● Work instructions
Reproduce all the material exactly, minus any pictures it holds.

● Material provided
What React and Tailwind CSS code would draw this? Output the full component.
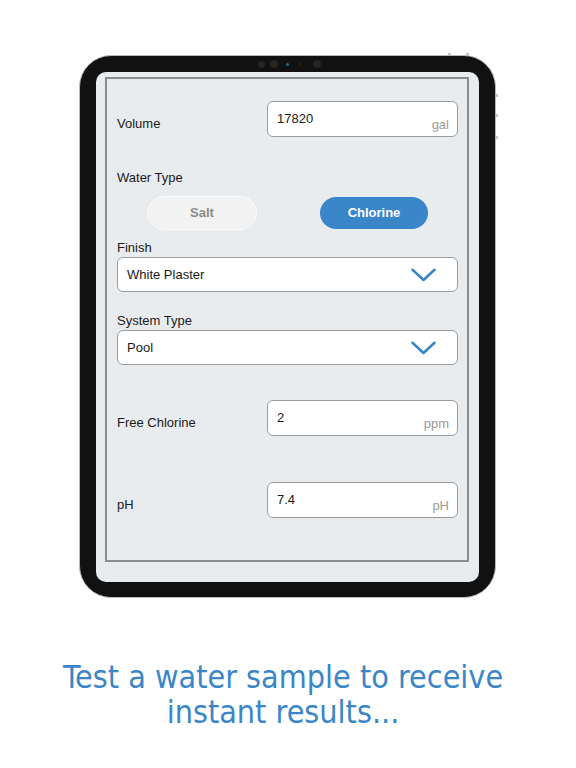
import React from "react";

const ui = { fontFamily: '"Liberation Sans", Arial, sans-serif' };

function Chevron() {
  return (
    <svg width="25" height="14" viewBox="0 0 25 14" fill="none">
      <path d="M1.5 1.8 L12.5 12 L23.5 1.8" stroke="#3a86c8" strokeWidth="2.6" strokeLinecap="round" strokeLinejoin="round" />
    </svg>
  );
}

function NumInput({ value, unit }) {
  return (
    <div className="flex h-[36px] w-[191px] justify-between rounded-[6px] border border-[#9c9c9c] bg-white pl-[9px] pr-[8px] pt-[9px] pb-[3px]">
      <span className="self-start text-[13px] leading-[16px] text-[#1a1a1a]">{value}</span>
      <span className="self-end text-[13px] leading-[16px] text-[#9a9a9a]">{unit}</span>
    </div>
  );
}

function InputRow({ label, value, unit, className }) {
  return (
    <div className={"flex items-start justify-between " + className}>
      <span className="pt-[15px] text-[13px] leading-[16px] text-[#1a1a1a]">{label}</span>
      <NumInput value={value} unit={unit} />
    </div>
  );
}

function Select({ value }) {
  return (
    <div className="flex h-[35px] items-center justify-between rounded-[6px] border border-[#9c9c9c] bg-white pl-[9px] pr-[21px]">
      <span className="text-[13px] leading-[16px] text-[#1a1a1a]">{value}</span>
      <Chevron />
    </div>
  );
}

export default function App() {
  return (
    <div className="min-h-[768px] w-[576px] bg-white pt-[55px]" style={ui}>
      <div className="relative ml-[79px] h-[543px] w-[417px] rounded-[32px] border border-[#b9b9b9] bg-[#111111] pl-[16px] pr-[16px] pt-[16px] pb-[15px]">
        {/* side buttons */}
        <div className="absolute right-[-3px] top-[38px] h-[3px] w-[2px] bg-[#c4c4c4]" />
        <div className="absolute right-[-3px] top-[58px] h-[3px] w-[2px] bg-[#c4c4c4]" />
        <div className="absolute right-[-3px] top-[80px] h-[3px] w-[2px] bg-[#c4c4c4]" />
        <div className="absolute right-[44px] top-[-3px] h-[2px] w-[3px] bg-[#c4c4c4]" />
        <div className="absolute right-[26px] top-[-3px] h-[2px] w-[3px] bg-[#c4c4c4]" />
        {/* camera */}
        <div className="absolute left-[178px] top-[4px] flex items-center gap-[5px]">
          <div className="h-[7px] w-[7px] rounded-full bg-[#262626]" />
          <div className="h-[8px] w-[8px] rounded-full bg-[#262626]" />
          <div className="ml-[3px] h-[3px] w-[3px] rounded-full bg-[#2b6b8f]" />
          <div className="ml-[5px] h-[2px] w-[2px] rounded-full bg-[#2a2a2a]" />
          <div className="ml-[7px] h-[8px] w-[8px] rounded-full bg-[#262626]" />
        </div>
        <div className="h-full w-full rounded-[10px] bg-[#e9ecef] pl-[9px] pr-[10px] pt-[5px] pb-[20px]">
          <div className="h-full w-full border-2 border-[#8c8c8c] pl-[10px] pr-[9px] pt-[22px]">
            <InputRow label="Volume" value="17820" unit="gal" />
            <div className="mt-[33px] text-[13px] leading-[16px] text-[#1a1a1a]">Water Type</div>
            <div className="mt-[10px] flex items-center justify-between px-[30px]">
              <div className="flex h-[34px] w-[110px] items-center justify-center rounded-full border border-[#fbfbfb] bg-[#f2f2f2] text-[13px] font-bold text-[#8c8c8c]">
                Salt
              </div>
              <div className="flex h-[32px] w-[108px] items-center justify-center rounded-full bg-[#3a86c8] text-[13px] font-bold text-white">
                Chlorine
              </div>
            </div>
            <div className="mt-[10px] text-[13px] leading-[16px] text-[#1a1a1a]">Finish</div>
            <div className="mt-[1px]">
              <Select value="White Plaster" />
            </div>
            <div className="mt-[21px] text-[13px] leading-[16px] text-[#1a1a1a]">System Type</div>
            <div className="mt-[1px]">
              <Select value="Pool" />
            </div>
            <InputRow className="mt-[35px]" label="Free Chlorine" value="2" unit="ppm" />
            <InputRow className="mt-[46px]" label="pH" value="7.4" unit="pH" />
          </div>
        </div>
      </div>
      <div
        className="mt-[62px] pr-[10px] text-center text-[32px] leading-[35px] text-[#3a86c8]"
        style={{ fontFamily: '"DejaVu Sans Condensed", "DejaVu Sans", sans-serif' }}
      >
        Test a water sample to receive
        <br />
        instant results...
      </div>
    </div>
  );
}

● Response for this exercise
What React and Tailwind CSS code would draw this? Output the full component.
import React from "react";

const ui = { fontFamily: '"Liberation Sans", Arial, sans-serif' };

function Chevron() {
  return (
    <svg width="25" height="14" viewBox="0 0 25 14" fill="none">
      <path d="M1.5 1.8 L12.5 12 L23.5 1.8" stroke="#3a86c8" strokeWidth="2.6" strokeLinecap="round" strokeLinejoin="round" />
    </svg>
  );
}

function NumInput({ value, unit }) {
  return (
    <div className="flex h-[36px] w-[191px] justify-between rounded-[6px] border border-[#9c9c9c] bg-white pl-[9px] pr-[8px] pt-[9px] pb-[3px]">
      <span className="self-start text-[13px] leading-[16px] text-[#1a1a1a]">{value}</span>
      <span className="self-end text-[13px] leading-[16px] text-[#9a9a9a]">{unit}</span>
    </div>
  );
}

function InputRow({ label, value, unit, className }) {
  return (
    <div className={"flex items-start justify-between " + className}>
      <span className="pt-[15px] text-[13px] leading-[16px] text-[#1a1a1a]">{label}</span>
      <NumInput value={value} unit={unit} />
    </div>
  );
}

function Select({ value }) {
  return (
    <div className="flex h-[35px] items-center justify-between rounded-[6px] border border-[#9c9c9c] bg-white pl-[9px] pr-[21px]">
      <span className="text-[13px] leading-[16px] text-[#1a1a1a]">{value}</span>
      <Chevron />
    </div>
  );
}

export default function App() {
  return (
    <div className="min-h-[768px] w-[576px] bg-white pt-[55px]" style={ui}>
      <div className="relative ml-[79px] h-[543px] w-[417px] rounded-[32px] border border-[#b9b9b9] bg-[#111111] pl-[16px] pr-[16px] pt-[16px] pb-[15px]">
        {/* side buttons */}
        <div className="absolute right-[-3px] top-[38px] h-[3px] w-[2px] bg-[#c4c4c4]" />
        <div className="absolute right-[-3px] top-[58px] h-[3px] w-[2px] bg-[#c4c4c4]" />
        <div className="absolute right-[-3px] top-[80px] h-[3px] w-[2px] bg-[#c4c4c4]" />
        <div className="absolute right-[44px] top-[-3px] h-[2px] w-[3px] bg-[#c4c4c4]" />
        <div className="absolute right-[26px] top-[-3px] h-[2px] w-[3px] bg-[#c4c4c4]" />
        {/* camera */}
        <div className="absolute left-[178px] top-[4px] flex items-center gap-[5px]">
          <div className="h-[7px] w-[7px] rounded-full bg-[#262626]" />
          <div className="h-[8px] w-[8px] rounded-full bg-[#262626]" />
          <div className="ml-[3px] h-[3px] w-[3px] rounded-full bg-[#2b6b8f]" />
          <div className="ml-[5px] h-[2px] w-[2px] rounded-full bg-[#2a2a2a]" />
          <div className="ml-[7px] h-[8px] w-[8px] rounded-full bg-[#262626]" />
        </div>
        <div className="h-full w-full rounded-[10px] bg-[#e9ecef] pl-[9px] pr-[10px] pt-[5px] pb-[20px]">
          <div className="h-full w-full border-2 border-[#8c8c8c] pl-[10px] pr-[9px] pt-[22px]">
            <InputRow label="Volume" value="17820" unit="gal" />
            <div className="mt-[33px] text-[13px] leading-[16px] text-[#1a1a1a]">Water Type</div>
            <div className="mt-[10px] flex items-center justify-between px-[30px]">
              <div className="flex h-[34px] w-[110px] items-center justify-center rounded-full border border-[#fbfbfb] bg-[#f2f2f2] text-[13px] font-bold text-[#8c8c8c]">
                Salt
              </div>
              <div className="flex h-[32px] w-[108px] items-center justify-center rounded-full bg-[#3a86c8] text-[13px] font-bold text-white">
                Chlorine
              </div>
            </div>
            <div className="mt-[10px] text-[13px] leading-[16px] text-[#1a1a1a]">Finish</div>
            <div className="mt-[1px]">
              <Select value="White Plaster" />
            </div>
            <div className="mt-[21px] text-[13px] leading-[16px] text-[#1a1a1a]">System Type</div>
            <div className="mt-[1px]">
              <Select value="Pool" />
            </div>
            <InputRow className="mt-[35px]" label="Free Chlorine" value="2" unit="ppm" />
            <InputRow className="mt-[46px]" label="pH" value="7.4" unit="pH" />
          </div>
        </div>
      </div>
      <div
        className="mt-[62px] pr-[10px] text-center text-[32px] leading-[35px] text-[#3a86c8]"
        style={{ fontFamily: '"DejaVu Sans Condensed", "DejaVu Sans", sans-serif' }}
      >
        Test a water sample to receive
        <br />
        instant results...
      </div>
    </div>
  );
}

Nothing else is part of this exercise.